We’d discussed the World to Come a number of times before in this work ,
so we’ll now offer Ramchal’s view on the issue of creation ex nihilo (i.e.,
the fact that G-d had everything derive out of sheer nothingness). This is
in fact the last subject of Da’at Tevunot in this, its final chapter.
2. There are a number of befuddling things to consider when it comes to
this, though. Let’s begin with what we’ll never know: how G-d created the
world, i.e., His process. That’s utterly beyond us. (After all, He would
have used pre-creation processes and means which, by definition, are beyond
our realm and experience.) All we can begin to know is “what He worked on,
and in what order”, Ramchal offers (since both the phenomena involved and
the order in which they came about were all post-creational).
That having been said he then offers that the actual substance that G-d
created was utterly and fundamentally new.
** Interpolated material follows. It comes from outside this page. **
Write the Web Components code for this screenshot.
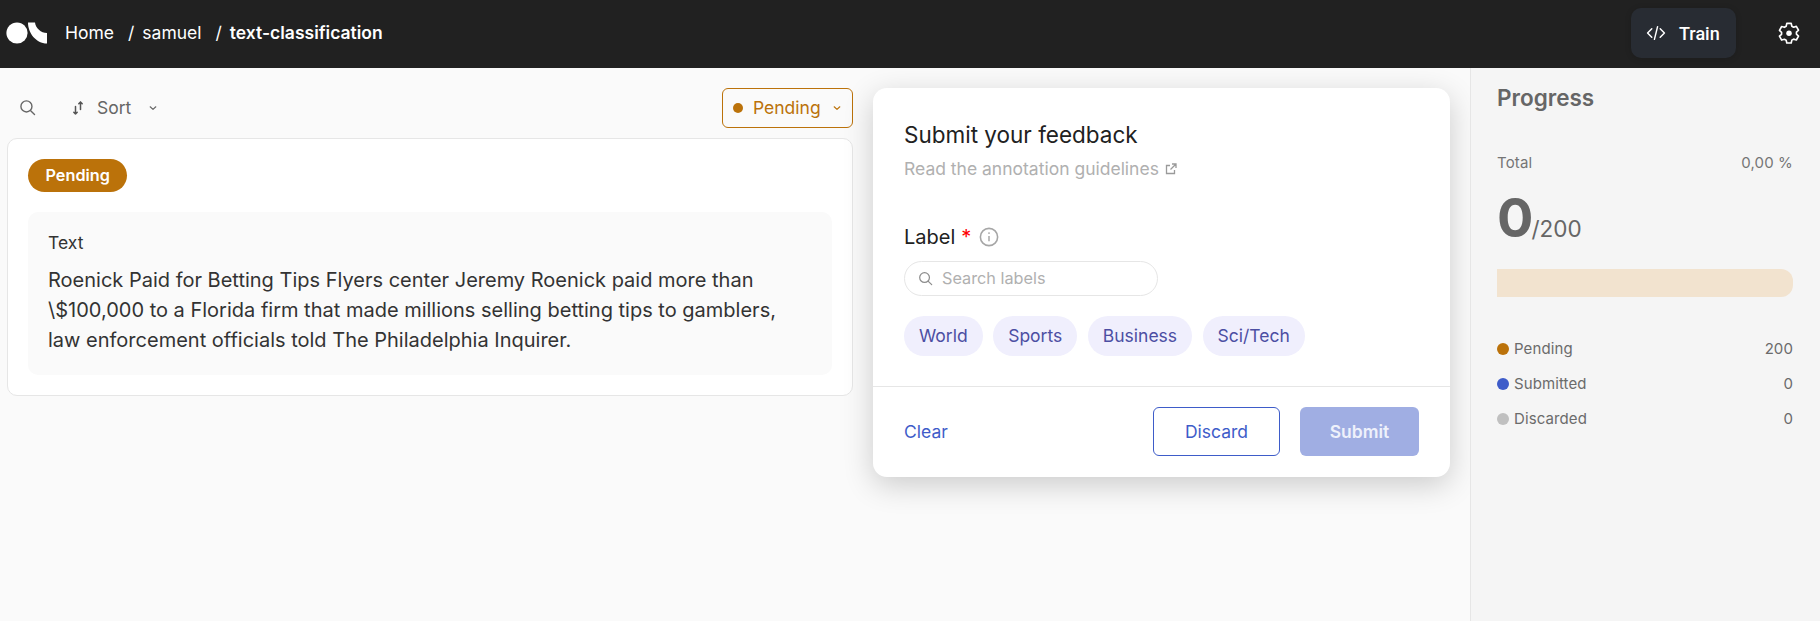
<!DOCTYPE html>
<html>
<head>
<meta charset="utf-8">
<title>text-classification</title>
<style>
html, body { margin: 0; height: 100%; }
body { font-family: Inter, "Liberation Sans", sans-serif; background: #fafafa; overflow: hidden; }
</style>
</head>
<body>
<app-shell></app-shell>
<script>
const searchIcon = (size, color) => `<svg width="${size}" height="${size}" viewBox="0 0 16 16" fill="none" stroke="${color}" stroke-width="1.3" stroke-linecap="round"><circle cx="7" cy="7" r="5.2"/><path d="M11 11l3.6 3.6"/></svg>`;
const chevron = (color) => `<svg width="10" height="10" viewBox="0 0 10 10" fill="none" stroke="${color}" stroke-width="1.2" stroke-linecap="round" stroke-linejoin="round"><path d="M2.2 3.8L5 6.4l2.8-2.6"/></svg>`;

class AppHeader extends HTMLElement {
    constructor() {
        super();
        this.shadowDOM = this.attachShadow({mode: "open"});
    }
    connectedCallback() {
        this.shadowDOM.innerHTML = `
        <style>
        :host { display: flex; align-items: center; height: 68px; background: #212121; color: #fff; font-size: 17.5px; padding: 0 20px 2px 6px; box-sizing: border-box; }
        .logo { display: block; margin-right: 17px; }
        .crumb { display: flex; align-items: center; padding-bottom: 2px; }
        .sep { margin: 0 8px 0 14px; }
        .sep2 { margin: 0 8px 0 14px; }
        b { font-weight: 600; }
        .train { margin-left: auto; display: flex; align-items: center; gap: 13px; width: 105px; height: 50px; box-sizing: border-box; padding-left: 15px; background: #282c33; border-radius: 10px; font-size: 18px; font-weight: 500; box-shadow: 0 1px 6px rgba(0,0,0,.15); font-family: Roboto, sans-serif; }
        .gear { display: block; margin-left: 42px; }
        </style>
        <svg class="logo" width="42" height="22" viewBox="0 0 42 22"><circle cx="11" cy="11" r="10.6" fill="#fff"/><path d="M22 0.5H29C29.5 6 35 11 41 11V21.5C30 21.5 22 11 22 0.5Z" fill="#fff"/></svg>
        <div class="crumb"><span>Home</span><span class="sep">/</span><span>samuel</span><span class="sep2">/</span><b>text-classification</b></div>
        <div class="train"><svg width="20" height="20" viewBox="0 0 19 19" fill="none" stroke="#fff" stroke-width="1.4" stroke-linecap="round" stroke-linejoin="round"><path d="M5.5 5.5L1.5 9.5l4 4M13.5 5.5l4 4-4 4M11 3.5L8 15.5"/></svg><span>Train</span></div>
        <svg class="gear" width="22" height="24" viewBox="0 0 24 24" fill="none" stroke="#fff" stroke-width="1.8" stroke-linejoin="round"><path d="M9.6 1.5h4.8l.7 3.1 1.9 1.1 3-.9 2.4 4.2-2.3 2.1v2.2l2.3 2.1-2.4 4.2-3-.9-1.9 1.1-.7 3.1H9.6l-.7-3.1L7 18.8l-3 .9-2.4-4.2 2.3-2.1v-2.2L1.6 9.1 4 4.9l3 .9 1.9-1.1z"/><circle cx="12" cy="12.3" r="3" fill="#fff" stroke="none"/></svg>`;
    }
}
customElements.define("app-header", AppHeader);

class RecordCard extends HTMLElement {
    constructor() {
        super();
        this.attachShadow({mode: "open"}).innerHTML = `
        <style>
        :host { display: block; background: #fff; border: 1px solid #e6e6e6; border-radius: 10px; padding: 20px; height: 258px; box-sizing: border-box; color: #212121; }
        .badge { display: inline-flex; align-items: center; height: 33px; box-sizing: border-box; padding: 0 17.5px 2px; background: #bb720a; color: #fff; border-radius: 17px; font-size: 16.25px; font-weight: 600; }
        .field { margin-top: 20px; background: #fafafa; border-radius: 10px; padding: 21px 20px 0; height: 163px; box-sizing: border-box; }
        .title { font-size: 17.5px; line-height: 20px; margin-bottom: 12px; color: #333; }
        .text { font-size: 20px; line-height: 30px; color: #333; }
        </style>
        <span class="badge">Pending</span>
        <div class="field"><div class="title">Text</div><div class="text"><slot></slot></div></div>`;
    }
}
customElements.define("record-card", RecordCard);

class RecordsColumn extends HTMLElement {
    constructor() {
        super();
        this.attachShadow({mode: "open"}).innerHTML = `
        <style>
        :host { display: block; width: 846px; flex: none; }
        .bar { display: flex; align-items: center; height: 40px; margin-bottom: 10px; color: #666; font-size: 17.5px; }
        .search { display: block; margin: 2px 0 0 12px; }
        .sort { display: flex; align-items: center; margin-left: 36px; padding-bottom: 1px; }
        .sort span { margin: 0 17px 0 13px; padding-bottom: 1px; }
        .filter { margin-left: auto; display: flex; align-items: center; width: 131px; height: 40px; box-sizing: border-box; padding: 0 0 1px 10px; border: 1px solid #bb720a; border-radius: 6px; color: #bb720a; background: transparent; }
        .dot { width: 10px; height: 10px; border-radius: 50%; background: #bb720a; margin-right: 10px; }
        .filter svg { margin-left: 11px; }
        </style>
        <div class="bar">
            <span class="search">${searchIcon(17, "#666")}</span>
            <div class="sort"><svg width="12" height="16" viewBox="0 0 12 16" fill="none" stroke="#555" stroke-width="1.5" stroke-linecap="round" stroke-linejoin="round"><path d="M3.5 6.5V14M1.8 12.2L3.5 14l1.7-1.8M8.5 9.5V2M6.8 3.8L8.5 2l1.7 1.8"/></svg><span>Sort</span>${chevron("#666")}</div>
            <div class="filter"><i class="dot"></i>Pending${chevron("#bb720a")}</div>
        </div>
        <record-card><slot></slot></record-card>`;
    }
}
customElements.define("records-column", RecordsColumn);

class LabelChip extends HTMLElement {
    constructor() {
        super();
        this.attachShadow({mode: "open"}).innerHTML = `
        <style>
        :host { display: inline-flex; align-items: center; height: 40px; box-sizing: border-box; padding: 0 15px 2px; background: #f0effd; color: #4c4ea3; border-radius: 20px; font-size: 17.5px; }
        </style>
        <slot></slot>`;
    }
}
customElements.define("label-chip", LabelChip);

class FeedbackPanel extends HTMLElement {
    constructor() {
        super();
        this.attachShadow({mode: "open"}).innerHTML = `
        <style>
        :host { display: block; width: 577px; height: 389px; flex: none; box-sizing: border-box; background: #fff; border-radius: 14px; box-shadow: 0 8px 30px rgba(0,0,0,.19); color: #212121; }
        .body { padding: 32px 31px 0; height: 299px; box-sizing: border-box; border-bottom: 1px solid #e6e6e6; }
        h2 { margin: 0; font-size: 22.5px; font-weight: 400; line-height: 30px; }
        .guide { margin-top: 7px; display: flex; align-items: center; gap: 6px; font-size: 17.5px; line-height: 24px; color: #b0b0b0; }
        .label { margin-top: 43px; display: flex; align-items: center; font-size: 20px; line-height: 26px; }
        .req { color: #f00; margin-left: 6px; }
        .info { margin-left: 8px; display: block; }
        .search { margin-top: 11px; display: flex; align-items: center; gap: 9px; width: 254px; height: 35px; box-sizing: border-box; padding: 0 0 1px 13px; border: 1px solid #e6e6e6; border-radius: 18px; font-size: 16.25px; color: #b0b0b0; }
        .chips { margin-top: 20px; display: flex; gap: 10.5px; }
        .foot { display: flex; align-items: center; padding: 20px 31px 0; }
        .clear { color: #3e5cc9; font-size: 17.5px; }
        .discard, .submit { display: flex; align-items: center; justify-content: center; width: 127px; height: 49px; box-sizing: border-box; border-radius: 6px; font-size: 17.5px; }
        .discard { margin-left: auto; border: 1px solid #3e5cc9; color: #3e5cc9; }
        .submit { margin-left: 20px; width: 119px; background: #a0aee3; color: #eef1fb; font-weight: 600; }
        </style>
        <div class="body">
            <h2>Submit your feedback</h2>
            <div class="guide">Read the annotation guidelines <svg width="12" height="12" viewBox="0 0 12 12" fill="none" stroke="#9a9a9a" stroke-width="1.3"><path d="M9.5 7v3.5h-8v-8H5M7 1h4v4M11 1L5.5 6.5"/></svg></div>
            <div class="label">Label<span class="req">*</span><svg class="info" width="20" height="20" viewBox="0 0 19 19" fill="none" stroke="#a6a6a6" stroke-width="1.5"><circle cx="9.5" cy="9.5" r="8.2"/><path d="M9.5 8.5v5" stroke-width="1.4"/><circle cx="9.5" cy="5.8" r=".9" fill="#a6a6a6" stroke="none"/></svg></div>
            <div class="search">${searchIcon(15, "#8c8c8c")}<span>Search labels</span></div>
            <div class="chips"><label-chip>World</label-chip><label-chip>Sports</label-chip><label-chip>Business</label-chip><label-chip>Sci/Tech</label-chip></div>
        </div>
        <div class="foot"><span class="clear">Clear</span><div class="discard">Discard</div><div class="submit">Submit</div></div>`;
    }
}
customElements.define("feedback-panel", FeedbackPanel);

class StatusRow extends HTMLElement {
    connectedCallback() {
        this.attachShadow({mode: "open"}).innerHTML = `
        <style>
        :host { display: flex; align-items: center; height: 35px; font-size: 15px; letter-spacing: .1px; color: #6b6b6b; }
        i { width: 12px; height: 12px; border-radius: 50%; margin-right: 5px; background: ${this.getAttribute("color")}; }
        span { margin-left: auto; }
        </style>
        <i></i><slot></slot><span>${this.getAttribute("count")}</span>`;
    }
}
customElements.define("status-row", StatusRow);

class ProgressSidebar extends HTMLElement {
    constructor() {
        super();
        this.attachShadow({mode: "open"}).innerHTML = `
        <style>
        :host { display: block; flex: 1; background: #f5f5f5; border-left: 1px solid #e6e6e6; padding: 15px 27px 0 26px; color: #666; box-sizing: border-box; }
        h3 { margin: 0; font-size: 22.5px; font-weight: 600; line-height: 30px; color: #666; }
        .total { margin-top: 39px; display: flex; justify-content: space-between; font-size: 15px; line-height: 22px; letter-spacing: .15px; color: #757575; }
        .count { margin-top: 11px; display: flex; align-items: baseline; height: 66px; line-height: 66px; }
        .count b { font-size: 54px; font-weight: 700; }
        .count span { font-size: 22.5px; margin-left: -2px; }
        .bar { margin-top: 18px; height: 28px; background: #f2e3cf; border-radius: 0 12px 12px 0; }
        .rows { margin-top: 34px; }
        </style>
        <h3>Progress</h3>
        <div class="total"><span>Total</span><span>0,00 %</span></div>
        <div class="count"><b>0</b><span>/200</span></div>
        <div class="bar"></div>
        <div class="rows">
            <status-row color="#bb720a" count="200">Pending</status-row>
            <status-row color="#3e5cc9" count="0">Submitted</status-row>
            <status-row color="#c0c0c0" count="0">Discarded</status-row>
        </div>`;
    }
}
customElements.define("progress-sidebar", ProgressSidebar);

class AppShell extends HTMLElement {
    constructor() {
        super();
        this.attachShadow({mode: "open"}).innerHTML = `
        <style>
        :host { display: flex; flex-direction: column; height: 621px; }
        main { flex: 1; display: flex; align-items: stretch; min-height: 0; }
        .work { display: flex; align-items: flex-start; gap: 20px; padding: 20px 20px 0 7px; }
        </style>
        <app-header></app-header>
        <main>
            <div class="work">
                <records-column>Roenick Paid for Betting Tips Flyers center Jeremy Roenick paid more than \\$100,000 to a Florida firm that made millions selling betting tips to gamblers, law enforcement officials told The Philadelphia Inquirer.</records-column>
                <feedback-panel></feedback-panel>
            </div>
            <progress-sidebar></progress-sidebar>
        </main>`;
    }
}
customElements.define("app-shell", AppShell);
</script>
</body>
</html>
That raises a thorny question
though: doesn’t the fact that something utterly new came about indicate a
change in G-d’s mind, so to speak? Doesn’t it suggest that while at one
point G-d only allowed for pre-creation but He then decided to turn the
corner and allow for post-creational matter? But we’re told that “G--d … is
not human, so He does not change his mind” (Numbers 23:19).
Ramchal’s response is that G-d didn’t “change His mind” whatsoever. He
always had it in mind to create the cosmos, but He only actually brought it
about at the point when He decided to. Thus, creation existed before
creation, but didn’t come into play until G-d decided it would and set the
process “in gear”, if you will.
As to the ordering of things which we can grasp, Ramchal offers that the
first “gears” that G-d set in place were decidedly sublime and beyond our
ken, but that the downward chain of them that came into play one after the
other were less and less sublime, and more and more along the lines of
processes we could understand. They’re termed His “emanations” and they are
the means by which G-d interacts with the universe (which we discussed in
great detail in this work) .
 See 2: 3, 4, 10-11; 4:7; 6:4-5, etc.
 For Kabbalistic references see R’ Goldblatt’s notes 1, 11, and 13 as
well as notes 90-91 on p. 491 of his edition, and R’ Shriki’s notes 185-186
(as well as his short introduction to this chapter).
Rabbi Yaakov Feldman has translated and commented upon "The Gates of Repentance", "The Path of the Just", and "The Duties of the Heart" (Jason
Aronson Publishers). His works are available in bookstores and in various
locations on the Web.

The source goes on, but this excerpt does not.